Yemen Monitor/Special Writings:
A week ago, no one would have imagined that Iran would allow Al-Assad regime to collapse. Before that, neither Bashar al-Assad nor the Iranians had grasped the extent of the deterioration within the last functioning institution in Syria: the military!
However, officials in Tehran were aware of the limits of their intervention in support of a president who had not decided to help himself for the past 14 years. Al-Assad regime was not only suffering from a collapsing economy, extreme poverty, and a starving army, but it was also politically inept, and the head of the regime was disgustingly arrogant and completely delusional with megalomania and delusions of grandeur and victory. He refused to respond to the demands of his people or to solutions that were put before him from Syria, the region, and the world.
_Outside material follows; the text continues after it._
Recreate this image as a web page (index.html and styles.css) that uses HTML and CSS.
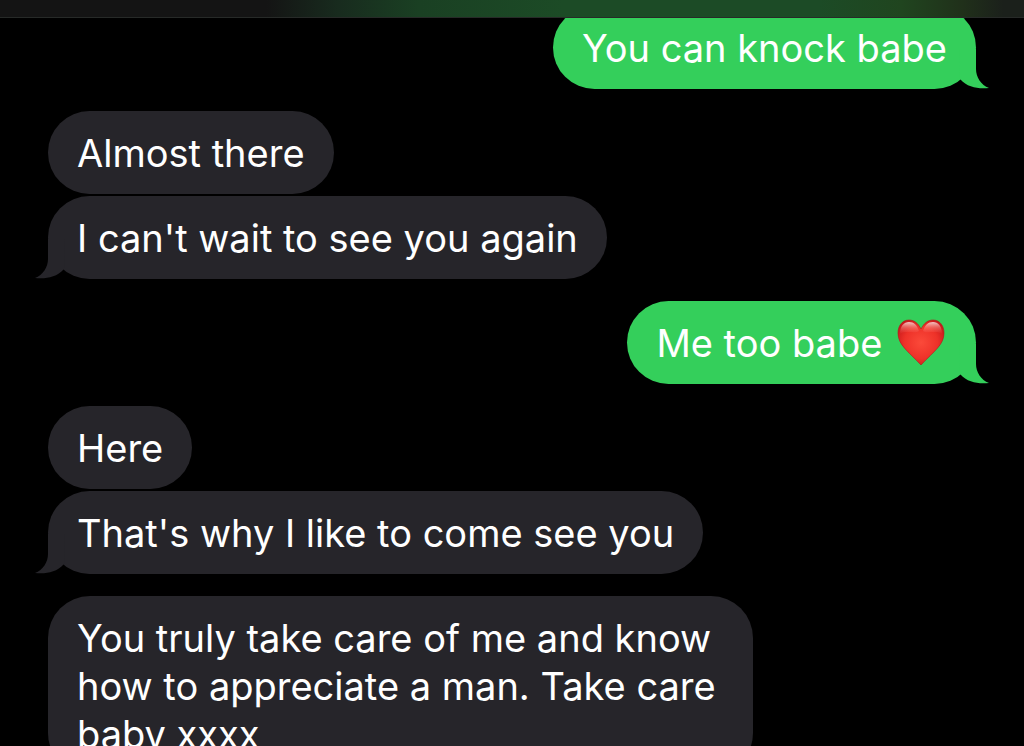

Al-Assad complained to Abbas Araqchi that “his army is not responding.” It was his administration that caused severe losses within his forces: “decision-making, infrastructure, morale, units, and leadership,” which deprived him of the incentive to fight.
Iran did not expect Al-Assad to collapse so quickly. Assad’s failure and his recent stances were behind the weak state of sadness among Iranian officials. “Iranians can be happy,” said Heshmat Alah Flaht pisheh, a former member of parliament, adding, “No one has the right to spend the nation’s dollars to maintain a spider’s web any longer.”
Without Syria, we can see the entire resistance axis collapsing. With it, Iran loses the gains of four decades of patient work to assemble proxy movements across the Middle East, of which Syria was the crown jewel. But now nothing can withstand the rapid developments. Araqchi was disappointed to hear Baghdad refuse to send Shiite militias to save Al-Assad. But when he left, the Syrian rebels were approaching Homs, and it was then that he confirmed that supporting Al-Assad was impossible, so he ordered the departure of diplomats and the closure of the embassy; he spoke on Iranian television, saying, “The resistance front has had a really tough year.”
The Iranian regime has lost billions of dollars to keep Al-Assad afloat, and its most capable fighters from Al-Quds Force, the Revolutionary Guard, Hezbollah, and other Shiite militias have been killed defending him. Billions of dollars’ worth of economic projects in Syria have been destroyed since 2015 due to systematic Israeli airstrikes! But it was a losing cause from the beginning, and it became clear last year when Tehran needed him to achieve what it wanted within its “axis,” he hesitated, refused, and distanced himself, preferring the Gulf offer to help with reconstruction. He refused to support Hezbollah and launch operations within the resistance axis, and even the supposed supply line was being targeted on his territory. He imprisoned Hezbollah commanders who tried to mobilize for fighting in Lebanon from Syria!
In fact, the Iranian regime has lost “Qassem Soleimani” and “Hassan Nasrallah,” who carried the burden of the resistance axis on their shoulders, and without them and Syria, the axis will not be as it was before, and there will be no good relationship with Hezbollah. This will cause an earthquake domestically: questioning the extent to which the principle of “stopping the enemy outside the borders” can protect the country or bring war to it. And declaring the failure of Al-Quds Force and its commander, Ismail Qaani, as in just 4 years, Qaani destroyed what Soleimani had built over two decades, putting an end to the resistance axis as we knew it.
It is clear that Iran is very weak and its regional deterrence is greatly diminished. It has lost Syria, perhaps for decades to come; Hezbollah is retreating for years to survive in the future of Lebanon; Iraq seems that Tehran is struggling to pass any orders that serve it; as for Yemen, it has always given it much less importance than the Houthis believe, and has always relied on Hezbollah and Syria for help in Sana’a unless it decides to consider the armed group as an ideal alternative!
And as it is, the only remaining option is to turn into a nuclear power to deter its fears of being subjected to a war that is hovering over its skies more than ever before. The last chance is the diplomatic track, and the Trump administration does not seem to be making the task easy for Iran and the countries of the region.